BIO
Françoise Lambert vit et travaille à Paris. Journaliste de métier, elle poursuit depuis le début des années 2000 une activité de photographe auteur. Elle explore dans son travail personnel la relation entre le documentaire et la fiction. Dans des photographies silencieuses et distanciées, elle interroge la fragilité des choses du monde ou la quête d’un paradis perdu, au travers de la question du paysage ou du rapport de l’homme à son environnement. elle place aussi au centre de sa production d’images des histoires qui traitent du social et de l’humain. Françoise Lambert est membre du studio Hans Lucas depuis 2015.
A propos de » (Abkhazie) «
L’Abkhazie ne figure pas sur les cartes. République autoproclamée, ruinée par un conflit sanglant et oublié avec la Géorgie en 1993, elle n’existe pas aux yeux de la communauté internationale. Depuis la reconnaissance de l’Abkhazie par la Russie en 2008, les 250 000 habitants de l’ancienne riviera soviétique oscillent entre espoir et inquiétude, dans l’incertitude de leur lendemain. Françoise Lambert porte son regard sur un pays entre parenthèses. Un « paradis perdu ».
INTERVIEW
« Il existait encore une zone inconnue, pas si lointaine, comme un territoire inexploré. »

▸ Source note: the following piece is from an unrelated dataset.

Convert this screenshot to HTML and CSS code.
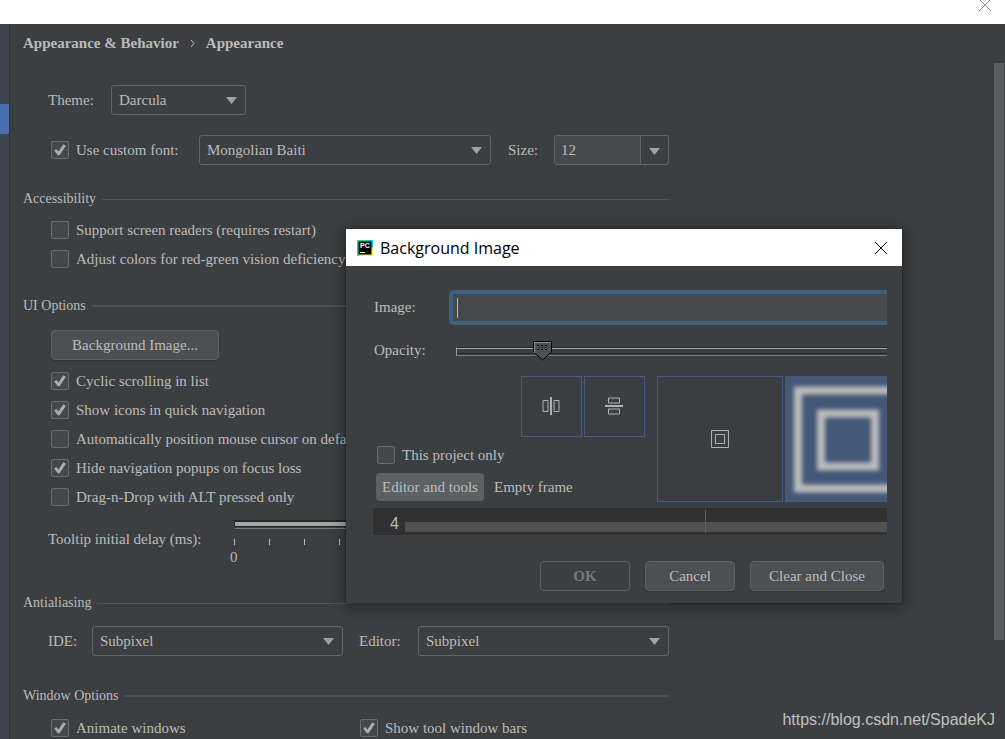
FILE: index.html
```html
<!DOCTYPE html>
<html lang="en">
<head>
<meta charset="utf-8">
<title>Settings – Appearance</title>
<link rel="stylesheet" href="styles.css">
</head>
<body>
<div class="window">
  <header class="window-bar">
    <button class="window-close" aria-label="Close settings"><svg width="12" height="12" viewBox="0 0 12 12"><path d="M0 0L12 12M12 0L0 12"/></svg></button>
  </header>
  <div class="window-body">
    <nav class="sidebar" aria-label="Settings sections"><a class="sidebar-item" href="#" aria-label="Appearance"></a></nav>
    <main class="page">
      <h1 class="crumbs"><span>Appearance &amp; Behavior</span><svg width="5" height="9" viewBox="0 0 5 9"><path d="M1 1l3 3.5L1 8"/></svg><span>Appearance</span></h1>
      <div class="settings">
        <div class="row row-theme">
          <label class="lbl-theme" for="theme">Theme:</label>
          <span class="select w-theme"><select id="theme"><option>Darcula</option></select></span>
        </div>
        <div class="row row-font">
          <label class="check font-check"><input type="checkbox" checked>Use custom font:</label>
          <span class="select w-font"><select aria-label="Font"><option>Mongolian Baiti</option></select></span>
          <label class="lbl-size" for="size">Size:</label>
          <span class="combo"><input id="size" type="text" value="12"><button aria-label="Choose size"></button></span>
        </div>

        <h2 class="section sec-access">Accessibility</h2>
        <div class="checks">
          <label class="check"><input type="checkbox">Support screen readers (requires restart)</label>
          <label class="check"><input type="checkbox">Adjust colors for red-green vision deficiency</label>
        </div>

        <h2 class="section thick sec-ui">UI Options</h2>
        <div class="checks">
          <button class="btn btn-image">Background Image...</button>
          <label class="check"><input type="checkbox" checked>Cyclic scrolling in list</label>
          <label class="check"><input type="checkbox" checked>Show icons in quick navigation</label>
          <label class="check"><input type="checkbox">Automatically position mouse cursor on default button</label>
          <label class="check"><input type="checkbox" checked>Hide navigation popups on focus loss</label>
          <label class="check"><input type="checkbox">Drag-n-Drop with ALT pressed only</label>
        </div>
        <div class="row row-delay">
          <label class="lbl-delay" for="delay">Tooltip initial delay (ms):</label>
          <div class="delay">
            <input class="slider filled" id="delay" type="range" min="0" max="1200" value="1200">
            <div class="ticks"></div>
            <span class="zero">0</span>
          </div>
        </div>

        <h2 class="section sec-anti">Antialiasing</h2>
        <div class="row row-anti">
          <label class="lbl-ide" for="ide">IDE:</label>
          <span class="select w-grow"><select id="ide"><option>Subpixel</option></select></span>
          <label class="lbl-editor" for="editor">Editor:</label>
          <span class="select w-grow"><select id="editor"><option>Subpixel</option></select></span>
        </div>

        <h2 class="section thick sec-win">Window Options</h2>
        <div class="checks pair">
          <label class="check"><input type="checkbox" checked>Animate windows</label>
          <label class="check"><input type="checkbox" checked>Show tool window bars</label>
        </div>
      </div>
      <div class="scrollbar"></div>
    </main>
  </div>

  <section class="dialog" role="dialog" aria-labelledby="dlg-title">
    <header class="dialog-bar">
      <svg class="logo" width="16" height="16" viewBox="0 0 16 16">
        <defs><linearGradient id="lg" x1="0" y1="0" x2="1" y2="1"><stop offset="0" stop-color="#21d789"/><stop offset=".5" stop-color="#2fd27c"/><stop offset=".62" stop-color="#fcf84a"/><stop offset="1" stop-color="#f6ee4e"/></linearGradient></defs>
        <rect width="16" height="16" fill="url(#lg)"/><path d="M11 0h5v8l-3-2z" fill="#07c3f2"/><rect x="1.500" y="1.500" width="13" height="13" fill="#000"/>
        <text class="logo-text" x="3" y="8">PC</text><path d="M3 12h5v1H3z" fill="#fff"/>
      </svg>
      <h2 id="dlg-title">Background Image</h2>
      <button class="dialog-close" aria-label="Close"><svg width="12" height="12" viewBox="0 0 12 12"><path d="M0 0L12 12M12 0L0 12"/></svg></button>
    </header>
    <div class="dialog-body">
      <div class="form">
        <label for="image">Image:</label>
        <span class="image-field"><input id="image" type="text"></span>
        <label for="opacity">Opacity:</label>
        <div class="opacity">
          <input class="slider" id="opacity" type="range" min="0" max="100" value="17">
          <svg class="thumb" width="19" height="20" viewBox="0 0 19 20"><path d="M.500.500H18.500V11L9.500 19 .500 11z" fill="#4c5052" stroke="#000"/><path d="M1.500 12V1.500H18" fill="none" stroke="#8a8d8f"/><path d="M4 4.500h2M8 4.500h2M12 4.500h2M6 6.500h1M9 6.500h1M12 6.500h1M4 8.500h2M8 8.500h2M12 8.500h2" stroke="#000"/></svg>
        </div>
      </div>
      <div class="options">
        <div class="options-left">
          <div class="flips">
            <button class="tile" aria-label="Flip horizontally"><svg width="18" height="18" viewBox="0 0 18 18"><path d="M8 0h2v18H8z" fill="#afb1b3"/><path d="M1 3.500h5v11H1zM12 3.500h5v11h-5z"/></svg></button>
            <button class="tile" aria-label="Flip vertically"><svg width="18" height="18" viewBox="0 0 18 18"><path d="M0 8h18v2H0z" fill="#afb1b3"/><path d="M3.500 1v5h11V1zM3.500 12v5h11v-5z"/></svg></button>
          </div>
          <label class="check"><input type="checkbox">This project only</label>
          <div class="tabs"><button class="tab active">Editor and tools</button><button class="tab">Empty frame</button></div>
        </div>
        <button class="place" aria-label="Center"><svg width="18" height="18" viewBox="0 0 18 18"><path d="M.500.500h17v17H.500zM4.500 4.500h9v9h-9z"/></svg></button>
        <button class="place scaled" aria-label="Scale"><svg width="126" height="126" viewBox="0 0 126 126"><path d="M13 14.500h100v98H13zM36 37.500h54v53H36z"/></svg></button>
      </div>
      <div class="preview"><span class="line-no">4</span><span class="line-bar"></span></div>
      <footer class="actions">
        <button class="btn btn-ok" disabled>OK</button>
        <button class="btn btn-cancel">Cancel</button>
        <button class="btn btn-clear">Clear and Close</button>
      </footer>
    </div>
  </section>
  <a class="watermark" href="#">https://blog.csdn.net/SpadeKJ</a>
</div>
</body>
</html>
```

FILE: styles.css
```css
* { box-sizing: border-box; }

body {
  margin: 0;
  color: #bbb;
  background: #3c3f41;
  font: 15px/20px "Liberation Serif", serif;
}

button, input, select {
  margin: 0;
  padding: 0;
  color: inherit;
  font: inherit;
  border: 0;
  background: none;
  outline: 0;
  appearance: none;
}

h1, h2 { margin: 0; font-size: inherit; font-weight: normal; }
svg { display: block; fill: none; }

.window {
  position: relative;
  display: flex;
  flex-direction: column;
  height: 100vh;
  overflow: hidden;
}

.window-bar {
  display: flex;
  justify-content: flex-end;
  flex: none;
  height: 24px;
  padding-right: 14px;
  background: #fff;
}
.window-close { align-self: flex-start; height: 11px; overflow: hidden; }
.window-close svg { margin-top: -1px; stroke: #8a8a8a; }

.window-body { display: flex; flex: 1; min-height: 0; }

.sidebar {
  flex: none;
  width: 10px;
  padding-top: 80px;
  background: #3f434c;
  border-right: 1px solid #323232;
}
.sidebar-item { display: block; height: 30px; background: #4b6eaf; }

.page {
  display: grid;
  grid-template: auto 1fr / 1fr 11px;
  flex: 1;
  min-width: 0;
  padding: 9px 0 0 13px;
}

.crumbs {
  display: flex;
  grid-column: 1 / 3;
  align-items: center;
  gap: 11px;
  height: 20px;
  font-weight: bold;
}
.crumbs svg { stroke: #bbb; }

.scrollbar {
  height: 577px;
  margin: 10px 1px 0 0;
  background: #595b5d;
}

.settings { max-width: 646px; padding-top: 32px; }

.row { display: flex; align-items: center; padding-left: 25px; white-space: nowrap; }
.row-font { margin-top: 20px; padding-left: 28px; }
.lbl-theme { flex: none; width: 63px; }
.font-check { flex: none; width: 148px; }
.lbl-size { flex: none; width: 63px; padding-left: 17px; }

.select {
  position: relative;
  display: block;
  min-width: 0;
}
.w-theme { width: 135px; }
.w-font, .w-grow { flex: 1; }
.select select {
  display: block;
  width: 100%;
  height: 30px;
  padding: 0 28px 0 7px;
  border: 1px solid #646464;
  border-radius: 3px;
}
.select::after, .combo button::after {
  content: "";
  position: absolute;
  top: 12px;
  right: 9px;
  width: 11px;
  height: 7px;
  background: #9da2a6;
  clip-path: polygon(0 0, 100% 0, 50% 100%);
  pointer-events: none;
}

.combo {
  display: flex;
  flex: none;
  width: 115px;
  height: 30px;
  border: 1px solid #646464;
  border-radius: 3px;
}
.combo input {
  flex: 1;
  min-width: 0;
  padding: 0 6px;
  background: #45494a;
  border-right: 1px solid #646464;
}
.combo button { position: relative; width: 27px; }
.combo button::after { right: 8px; }

.section {
  display: flex;
  align-items: center;
  gap: 6px;
  font-size: 14px;
}
.section::after { content: ""; flex: 1; height: 1px; background: #515455; }
.section.thick::after { height: 2px; background: #515151; }
.sec-access { margin-top: 24px; }
.sec-ui { margin-top: 27px; }
.sec-anti { margin-top: 26px; }
.sec-win { margin-top: 30px; }

.checks {
  display: flex;
  flex-direction: column;
  align-items: flex-start;
  gap: 9px;
  margin-top: 11px;
  padding-left: 28px;
}
.check { display: flex; align-items: center; gap: 7px; white-space: nowrap; }
.check input {
  position: relative;
  flex: none;
  width: 18px;
  height: 18px;
  background: #43494a;
  border: 1px solid #6b6b6b;
  border-radius: 2px;
}
.check input:checked::after {
  content: "";
  position: absolute;
  inset: 1px;
  background: #a9adae;
  clip-path: polygon(9% 54%, 24% 42%, 39% 60%, 74% 9%, 92% 20%, 47% 88%, 34% 88%);
}

.btn {
  height: 30px;
  padding: 0 17px;
  background: #4c5052;
  border: 1px solid #5e6060;
  border-radius: 4px;
  box-shadow: 0 1px 1px #00000030;
}
.sec-ui + .checks { margin-top: 14px; }
.btn-image { min-width: 168px; margin-bottom: 2px; }

.row-delay { align-items: flex-start; margin-top: 13px; }
.lbl-delay { flex: none; width: 186px; padding-top: 9px; }
.delay { flex: 1; }

.slider {
  display: block;
  width: 100%;
  height: 9px;
  border-top: 1px solid #252829;
  border-left: 1px solid #9a9a9a;
  border-bottom: 1px solid #777a7c;
  background: linear-gradient(#a5a5a5 0 1px, #3c3f41 1px 5px, #252829 5px 6px, #3c3f41 6px);
}
.slider.filled {
  border-left-color: #252829;
  background: linear-gradient(#252829 0 1px, #a5a5a5 1px 5px, #252829 5px 6px, #3c3f41 6px);
}
.slider::-webkit-slider-thumb { appearance: none; width: 1px; height: 1px; }
.ticks {
  height: 6px;
  margin-top: 10px;
  background: repeating-linear-gradient(90deg, #bbb 0 1px, transparent 1px 35px);
}
.zero { display: block; width: 1px; margin-top: 2px; text-indent: -4px; }

.row-anti { margin-top: 13px; }
.lbl-ide { width: 44px; }
.lbl-editor { width: 75px; padding-left: 16px; }
.pair { display: grid; grid-template-columns: 1fr 1fr; gap: 0; margin-top: 12px; }

.dialog {
  position: absolute;
  top: 229px;
  left: 346px;
  width: 556px;
  background: #3c3f41;
  box-shadow: 0 2px 16px 2px #00000060, 0 0 2px #00000080;
}
.dialog-bar {
  display: flex;
  align-items: center;
  gap: 7px;
  height: 37px;
  padding: 0 15px 0 11px;
  color: #000;
  background: #fff;
}
.logo-text { fill: #fff; font: bold 7px "Liberation Sans", sans-serif; }
.dialog-bar h2 { flex: 1; font: 16px/24px "Open Sans", "Noto Sans", sans-serif; }
.dialog-close svg { stroke: #000; }

.dialog-body { padding: 24px 15px 12px 27px; }
.form {
  display: grid;
  grid-template-columns: 76px 1fr;
  align-items: center;
  row-gap: 16px;
}
.form label { padding: 0 0 2px 1px; line-height: 18px; }
.image-field {
  display: flex;
  align-items: center;
  height: 35px;
  padding-left: 4px;
  background: #45494a;
  border: 4px solid #3d6185;
  border-right: 0;
  border-radius: 5px 0 0 5px;
}
.image-field::before { content: ""; width: 1px; height: 20px; background: #bbb; }
.image-field input { flex: 1; }
.opacity { position: relative; height: 20px; padding: 6px 0 0 7px; }
.thumb { position: absolute; top: 0; left: 84px; }

.options { display: flex; gap: 2px; overflow: hidden; margin-top: 15px; }
.options-left { flex: 1; }
.flips { display: flex; justify-content: flex-end; gap: 2px; padding-right: 10px; }
.tile, .place {
  display: grid;
  place-items: center;
  flex: none;
  width: 61px;
  height: 61px;
  border: 1px solid #455a86;
}
.tile svg, .place svg { stroke: #afb1b3; }
.tile svg { margin: 0 2px 1px 0; }
.tile path[fill] { stroke: none; }
.options-left .check { margin: 8px 0 0 4px; }
.tabs { display: flex; gap: 5px; margin: 8px 0 0 3px; white-space: nowrap; }
.tab { height: 28px; padding: 0 5px; border-radius: 4px; }
.tab.active { min-width: 108px; background: #5c6164; }
.place { width: 126px; height: 126px; }
.place.scaled { place-items: start; width: 102px; overflow: hidden; border: 0; background: #455878; }
.place.scaled svg { stroke: #bbb; stroke-width: 8; filter: blur(2px); }

.preview {
  position: relative;
  display: flex;
  align-items: center;
  height: 27px;
  margin-top: 6px;
  background: #313131;
}
.preview::after {
  content: "";
  position: absolute;
  left: 332px;
  top: 2px;
  width: 1px;
  height: 23px;
  background: #626262;
}
.line-no { width: 32px; padding-left: 17px; padding-top: 4px; font: 16px/20px "Liberation Sans", sans-serif; }
.line-bar { flex: 1; height: 10px; margin-top: 11px; background: #515151; }

.actions { display: flex; justify-content: flex-end; gap: 15px; margin-top: 26px; padding-right: 3px; }
.btn-ok { width: 90px; color: #777; font-weight: bold; background: none; box-shadow: none; }
.btn-cancel { width: 90px; }
.btn-clear { min-width: 134px; }

.watermark {
  position: absolute;
  right: 10px;
  bottom: 9px;
  color: #c0c0c0;
  font: 16px/20px "Liberation Sans", sans-serif;
  text-decoration: none;
}
```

Quel est le point de départ de ton projet et pourquoi ce pays ?
Mon projet est né d’une rencontre avec une femme abkhaze, Marina, et de ma curiosité pour un lieu dont je n’avais jamais entendu parler auparavant, L’Abkhazie. Il existait encore une zone inconnue, pas si lointaine, comme un territoire inexploré. Je ne suis pas une spécialiste du Caucase ou des satellites de l’ex-Union soviétique. Ce qui m’a attiré avec l’Abkhazie, c’est son statut tellement ambigu, sur un fil, entre réalité et fiction. C’est le pays qui existe sans exister, un peu comme dans Tintin en Syldavie. Ca c’est un point de départ, mais il n’y a pas que cette entrée. C’est aussi l’Abkhazie rêvée, que j’ai fantasmée, à partir du récit que m’en avait fait une femme de là-bas.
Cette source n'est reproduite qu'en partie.